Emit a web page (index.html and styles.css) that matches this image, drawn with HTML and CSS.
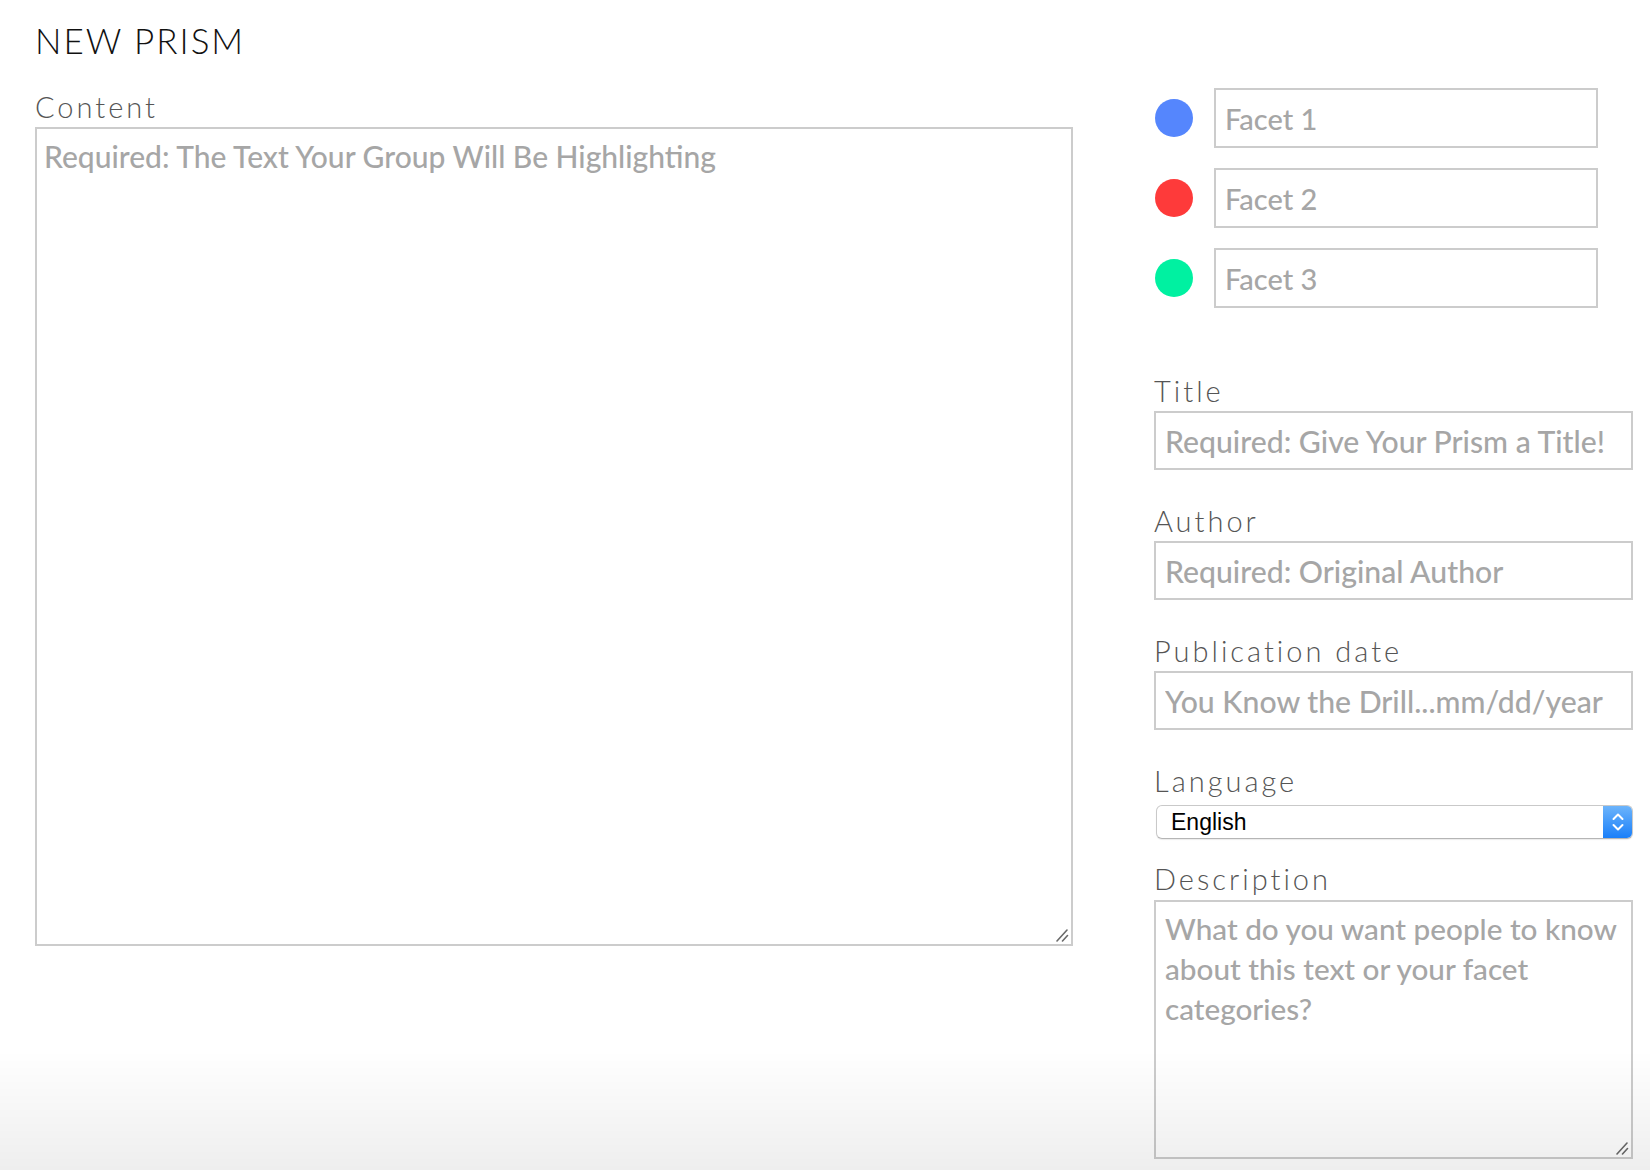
FILE: index.html
```html
<!DOCTYPE html>
<html lang="en">
<head>
<meta charset="utf-8">
<title>New Prism</title>
<link rel="stylesheet" href="styles.css">
</head>
<body>
<div class="page">
  <section class="left">
    <h1 class="heading">NEW PRISM</h1>
    <label class="label" for="content">Content</label>
    <div class="area-wrap">
      <textarea id="content" class="content-box" placeholder="Required: The Text Your Group Will Be Highlighting"></textarea>
      <svg class="grip" width="14" height="14" viewBox="0 0 14 14" fill="none" stroke="#6a6a6a" stroke-width="1.6" stroke-linecap="round">
        <path d="M2 13 L12 2"/>
        <path d="M7.5 13 L12.5 7.5"/>
      </svg>
    </div>
  </section>
  <section class="right">
    <div class="facets">
      <div class="facet-row">
        <span class="dot dot-blue"></span>
        <input class="facet-input" type="text" placeholder="Facet 1">
      </div>
      <div class="facet-row">
        <span class="dot dot-red"></span>
        <input class="facet-input" type="text" placeholder="Facet 2">
      </div>
      <div class="facet-row">
        <span class="dot dot-green"></span>
        <input class="facet-input" type="text" placeholder="Facet 3">
      </div>
    </div>
    <div class="field field-first">
      <label class="label" for="title">Title</label>
      <input id="title" class="text-input" type="text" placeholder="Required: Give Your Prism a Title!">
    </div>
    <div class="field">
      <label class="label" for="author">Author</label>
      <input id="author" class="text-input" type="text" placeholder="Required: Original Author">
    </div>
    <div class="field">
      <label class="label" for="date">Publication date</label>
      <input id="date" class="text-input" type="text" placeholder="You Know the Drill...mm/dd/year">
    </div>
    <div class="field">
      <label class="label label-lang">Language</label>
      <div class="select">
        <span class="select-text">English</span>
        <span class="select-btn">
          <svg width="14" height="22" viewBox="0 0 14 22" fill="none" stroke="#fff" stroke-width="2" stroke-linecap="round" stroke-linejoin="round">
            <path d="M2.5 8 L7 3.5 L11.5 8"/>
            <path d="M2.5 14 L7 18.5 L11.5 14"/>
          </svg>
        </span>
      </div>
    </div>
    <div class="field field-desc">
      <label class="label label-desc" for="desc">Description</label>
      <div class="area-wrap">
        <textarea id="desc" class="desc-box" placeholder="What do you want people to know&#10;about this text or your facet&#10;categories?"></textarea>
        <svg class="grip" width="14" height="14" viewBox="0 0 14 14" fill="none" stroke="#6a6a6a" stroke-width="1.6" stroke-linecap="round">
          <path d="M2 13 L12 2"/>
          <path d="M7.5 13 L12.5 7.5"/>
        </svg>
      </div>
    </div>
  </section>
</div>
<div class="fade"></div>
</body>
</html>
```

FILE: styles.css
```css
html, body {
  margin: 0;
  padding: 0;
  background: #ffffff;
}

body {
  font-family: "Lato", "Liberation Sans", sans-serif;
}

.page {
  display: flex;
  gap: 81px;
  padding: 0 17px 0 35px;
}

.left {
  width: 1038px;
  display: flex;
  flex-direction: column;
}

.heading {
  margin: 20px 0 0 0;
  font-weight: 300;
  font-size: 35px;
  line-height: 40px;
  letter-spacing: 2px;
  color: #111;
  height: 40px;
}

.label {
  display: block;
  font-family: "Lato", sans-serif;
  font-weight: 300;
  font-size: 29px;
  line-height: 30px;
  height: 30px;
  letter-spacing: 3px;
  color: #555555;
}

.left .label {
  margin-top: 32px;
  margin-bottom: 5px;
}

textarea, input {
  font-family: "Lato", "Liberation Sans", sans-serif;
  font-weight: 500;
  box-sizing: border-box;
  border: 2px solid #cccccc;
  border-radius: 0;
  outline: none;
  background: #fff;
  margin: 0;
  display: block;
}

::placeholder {
  color: #a6a6a6;
  opacity: 1;
}

.area-wrap {
  position: relative;
}

.grip {
  position: absolute;
  right: 4px;
  bottom: 4px;
  pointer-events: none;
}

.content-box {
  width: 1038px;
  height: 819px;
  padding: 10px 8px 0 7px;
  font-size: 30px;
  line-height: 34px;
  resize: none;
}

.right {
  width: 479px;
  padding-top: 88px;
  display: flex;
  flex-direction: column;
}

.facets {
  display: flex;
  flex-direction: column;
  gap: 20px;
}

.facet-row {
  display: flex;
  align-items: center;
  gap: 21px;
  padding-left: 1px;
}

.dot {
  width: 38px;
  height: 38px;
  border-radius: 50%;
  flex: none;
}

.dot-blue { background: #5586fd; }
.dot-red { background: #fe3a3a; }
.dot-green { background: #00f1a1; }

.facet-input {
  width: 384px;
  height: 60px;
  padding: 0 9px;
  font-size: 29px;
}

.field {
  display: flex;
  flex-direction: column;
  margin-top: 36px;
}

.field-first {
  margin-top: 68px;
}

.field .label {
  margin-bottom: 5px;
}

.text-input {
  width: 479px;
  height: 59px;
  padding: 0 9px;
  font-size: 30.2px;
}

.field .label-lang {
  margin-bottom: 9px;
}

.select {
  box-sizing: border-box;
  width: 477px;
  height: 34px;
  margin-left: 2px;
  display: flex;
  align-items: center;
  justify-content: space-between;
  border: 1px solid #c9c9c9;
  border-bottom-color: #b5b5b5;
  border-radius: 6px;
  background: #fff;
  box-shadow: 0 1px 1px rgba(0, 0, 0, 0.08);
  overflow: hidden;
}

.select-text {
  font-family: "Liberation Sans", Arial, sans-serif;
  font-size: 23px;
  color: #000;
  padding-left: 14px;
}

.select-btn {
  width: 29px;
  height: 100%;
  display: flex;
  align-items: center;
  justify-content: center;
  background: linear-gradient(#6cb4fb, #1a7ff9);
}

.field-desc {
  margin-top: 25px;
}

.field .label-desc {
  margin-bottom: 6px;
}

.desc-box {
  width: 479px;
  height: 259px;
  padding: 7px 8px 0 9px;
  font-size: 29.7px;
  line-height: 40px;
  resize: none;
}

.fade {
  position: fixed;
  left: 0;
  right: 0;
  bottom: 0;
  height: 120px;
  pointer-events: none;
  background: linear-gradient(rgba(0, 0, 0, 0), rgba(0, 0, 0, 0.065));
}
```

######

Each line of the material must be retyped exactly, except that images are omitted.

Emit a web page (index.html and styles.css) that matches this image, drawn with HTML and CSS.
FILE: index.html
```html
<!DOCTYPE html>
<html lang="en">
<head>
<meta charset="utf-8">
<title>New Prism</title>
<link rel="stylesheet" href="styles.css">
</head>
<body>
<div class="page">
  <section class="left">
    <h1 class="heading">NEW PRISM</h1>
    <label class="label" for="content">Content</label>
    <div class="area-wrap">
      <textarea id="content" class="content-box" placeholder="Required: The Text Your Group Will Be Highlighting"></textarea>
      <svg class="grip" width="14" height="14" viewBox="0 0 14 14" fill="none" stroke="#6a6a6a" stroke-width="1.6" stroke-linecap="round">
        <path d="M2 13 L12 2"/>
        <path d="M7.5 13 L12.5 7.5"/>
      </svg>
    </div>
  </section>
  <section class="right">
    <div class="facets">
      <div class="facet-row">
        <span class="dot dot-blue"></span>
        <input class="facet-input" type="text" placeholder="Facet 1">
      </div>
      <div class="facet-row">
        <span class="dot dot-red"></span>
        <input class="facet-input" type="text" placeholder="Facet 2">
      </div>
      <div class="facet-row">
        <span class="dot dot-green"></span>
        <input class="facet-input" type="text" placeholder="Facet 3">
      </div>
    </div>
    <div class="field field-first">
      <label class="label" for="title">Title</label>
      <input id="title" class="text-input" type="text" placeholder="Required: Give Your Prism a Title!">
    </div>
    <div class="field">
      <label class="label" for="author">Author</label>
      <input id="author" class="text-input" type="text" placeholder="Required: Original Author">
    </div>
    <div class="field">
      <label class="label" for="date">Publication date</label>
      <input id="date" class="text-input" type="text" placeholder="You Know the Drill...mm/dd/year">
    </div>
    <div class="field">
      <label class="label label-lang">Language</label>
      <div class="select">
        <span class="select-text">English</span>
        <span class="select-btn">
          <svg width="14" height="22" viewBox="0 0 14 22" fill="none" stroke="#fff" stroke-width="2" stroke-linecap="round" stroke-linejoin="round">
            <path d="M2.5 8 L7 3.5 L11.5 8"/>
            <path d="M2.5 14 L7 18.5 L11.5 14"/>
          </svg>
        </span>
      </div>
    </div>
    <div class="field field-desc">
      <label class="label label-desc" for="desc">Description</label>
      <div class="area-wrap">
        <textarea id="desc" class="desc-box" placeholder="What do you want people to know&#10;about this text or your facet&#10;categories?"></textarea>
        <svg class="grip" width="14" height="14" viewBox="0 0 14 14" fill="none" stroke="#6a6a6a" stroke-width="1.6" stroke-linecap="round">
          <path d="M2 13 L12 2"/>
          <path d="M7.5 13 L12.5 7.5"/>
        </svg>
      </div>
    </div>
  </section>
</div>
<div class="fade"></div>
</body>
</html>
```

FILE: styles.css
```css
html, body {
  margin: 0;
  padding: 0;
  background: #ffffff;
}

body {
  font-family: "Lato", "Liberation Sans", sans-serif;
}

.page {
  display: flex;
  gap: 81px;
  padding: 0 17px 0 35px;
}

.left {
  width: 1038px;
  display: flex;
  flex-direction: column;
}

.heading {
  margin: 20px 0 0 0;
  font-weight: 300;
  font-size: 35px;
  line-height: 40px;
  letter-spacing: 2px;
  color: #111;
  height: 40px;
}

.label {
  display: block;
  font-family: "Lato", sans-serif;
  font-weight: 300;
  font-size: 29px;
  line-height: 30px;
  height: 30px;
  letter-spacing: 3px;
  color: #555555;
}

.left .label {
  margin-top: 32px;
  margin-bottom: 5px;
}

textarea, input {
  font-family: "Lato", "Liberation Sans", sans-serif;
  font-weight: 500;
  box-sizing: border-box;
  border: 2px solid #cccccc;
  border-radius: 0;
  outline: none;
  background: #fff;
  margin: 0;
  display: block;
}

::placeholder {
  color: #a6a6a6;
  opacity: 1;
}

.area-wrap {
  position: relative;
}

.grip {
  position: absolute;
  right: 4px;
  bottom: 4px;
  pointer-events: none;
}

.content-box {
  width: 1038px;
  height: 819px;
  padding: 10px 8px 0 7px;
  font-size: 30px;
  line-height: 34px;
  resize: none;
}

.right {
  width: 479px;
  padding-top: 88px;
  display: flex;
  flex-direction: column;
}

.facets {
  display: flex;
  flex-direction: column;
  gap: 20px;
}

.facet-row {
  display: flex;
  align-items: center;
  gap: 21px;
  padding-left: 1px;
}

.dot {
  width: 38px;
  height: 38px;
  border-radius: 50%;
  flex: none;
}

.dot-blue { background: #5586fd; }
.dot-red { background: #fe3a3a; }
.dot-green { background: #00f1a1; }

.facet-input {
  width: 384px;
  height: 60px;
  padding: 0 9px;
  font-size: 29px;
}

.field {
  display: flex;
  flex-direction: column;
  margin-top: 36px;
}

.field-first {
  margin-top: 68px;
}

.field .label {
  margin-bottom: 5px;
}

.text-input {
  width: 479px;
  height: 59px;
  padding: 0 9px;
  font-size: 30.2px;
}

.field .label-lang {
  margin-bottom: 9px;
}

.select {
  box-sizing: border-box;
  width: 477px;
  height: 34px;
  margin-left: 2px;
  display: flex;
  align-items: center;
  justify-content: space-between;
  border: 1px solid #c9c9c9;
  border-bottom-color: #b5b5b5;
  border-radius: 6px;
  background: #fff;
  box-shadow: 0 1px 1px rgba(0, 0, 0, 0.08);
  overflow: hidden;
}

.select-text {
  font-family: "Liberation Sans", Arial, sans-serif;
  font-size: 23px;
  color: #000;
  padding-left: 14px;
}

.select-btn {
  width: 29px;
  height: 100%;
  display: flex;
  align-items: center;
  justify-content: center;
  background: linear-gradient(#6cb4fb, #1a7ff9);
}

.field-desc {
  margin-top: 25px;
}

.field .label-desc {
  margin-bottom: 6px;
}

.desc-box {
  width: 479px;
  height: 259px;
  padding: 7px 8px 0 9px;
  font-size: 29.7px;
  line-height: 40px;
  resize: none;
}

.fade {
  position: fixed;
  left: 0;
  right: 0;
  bottom: 0;
  height: 120px;
  pointer-events: none;
  background: linear-gradient(rgba(0, 0, 0, 0), rgba(0, 0, 0, 0.065));
}
```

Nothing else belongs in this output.